Nicht selten sehen sich Käufer mit Herausforderungen konfrontiert, die vorher nicht absehbar waren. Dazu gehören etwa Bewohner, die sich weigern, die Immobilie zu verlassen, Sachwerte, die zurückgelassen wurden, oder Schäden, die im Gutachten nicht erwähnt wurden. Besonders heikel wird es, wenn bestehende Mietverhältnisse übernommen werden müssen oder wenn es noch laufende Verfahren wie Aufschubsanträge oder Beschwerden seitens des Schuldners gibt. All das kann den tatsächlichen Besitzantritt deutlich verzögern.
Auch für den bisherigen Eigentümer endet die Geschichte nicht automatisch mit dem Zuschlag. Er ist verpflichtet, das Objekt zu räumen, sobald der neue Eigentümer dies verlangt. Tut er das nicht freiwillig, kann eine Räumungsklage eingeleitet werden. Zudem drohen Einträge in die SCHUFA und andere Datenbanken, die die Kreditwürdigkeit dauerhaft negativ beeinflussen. Einige Schuldner geraten durch diese Situation zusätzlich in psychische Not – ein Aspekt, der häufig übersehen wird. Umso wichtiger ist es, dass Betroffene frühzeitig Beratungsangebote nutzen, um Alternativen wie außergerichtliche Einigungen oder Umschuldungen zu prüfen. Zwar ist der Spielraum nach Eröffnung des Verfahrens begrenzt, doch in bestimmten Fällen sind Vereinbarungen mit Gläubigern auch noch im letzten Moment möglich.

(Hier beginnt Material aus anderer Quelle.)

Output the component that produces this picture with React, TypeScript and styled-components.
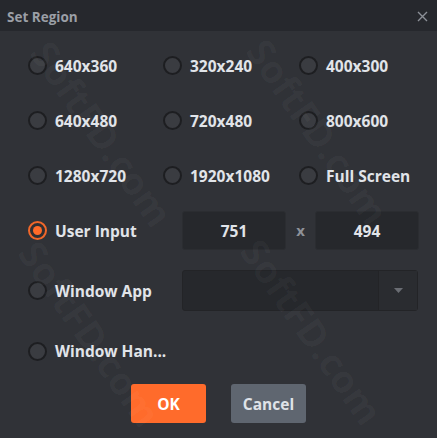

Ein klarer Blick auf einen oft tabuisierten Weg
Eine Zwangsversteigerung ist kein einfacher Prozess – weder für Schuldner noch für Käufer oder Gläubiger. Sie ist nicht nur ein juristischer Ablauf, sondern häufig auch ein emotionaler Ausnahmezustand. Der Gedanke, das eigene Zuhause öffentlich versteigert zu sehen, ist für viele Menschen schwer zu verkraften. Und doch ist sie in bestimmten Situationen der einzige realistische Weg zur Schuldenregulierung oder zur wirtschaftlichen Verwertung eines Vermögenswertes.
Wer versteht, wie das Verfahren abläuft, welche Rechte und Pflichten auf beiden Seiten bestehen und welche Fristen zwingend einzuhalten sind, kann den Ablauf besser bewältigen – oder die Chancen für einen erfolgreichen Immobilienkauf realistisch einschätzen. Plattformen helfen dabei, den Überblick zu behalten, sollten jedoch niemals die persönliche Beratung durch Fachanwälte oder Finanzexperten ersetzen.
Wichtig ist vor allem, die Zwangsversteigerung nicht als persönliches Scheitern zu betrachten. Vielmehr ist sie ein rechtliches Instrument, das – richtig genutzt – auch neue Perspektiven eröffnen kann. Für Schuldner kann sie ein geordneter Neuanfang sein, für Käufer ein Einstieg in den Immobilienmarkt unter besonderen Bedingungen. Klar ist: Eine Zwangsversteigerung erfordert Wissen, Vorbereitung und Weitblick – ganz gleich, auf welcher Seite man steht.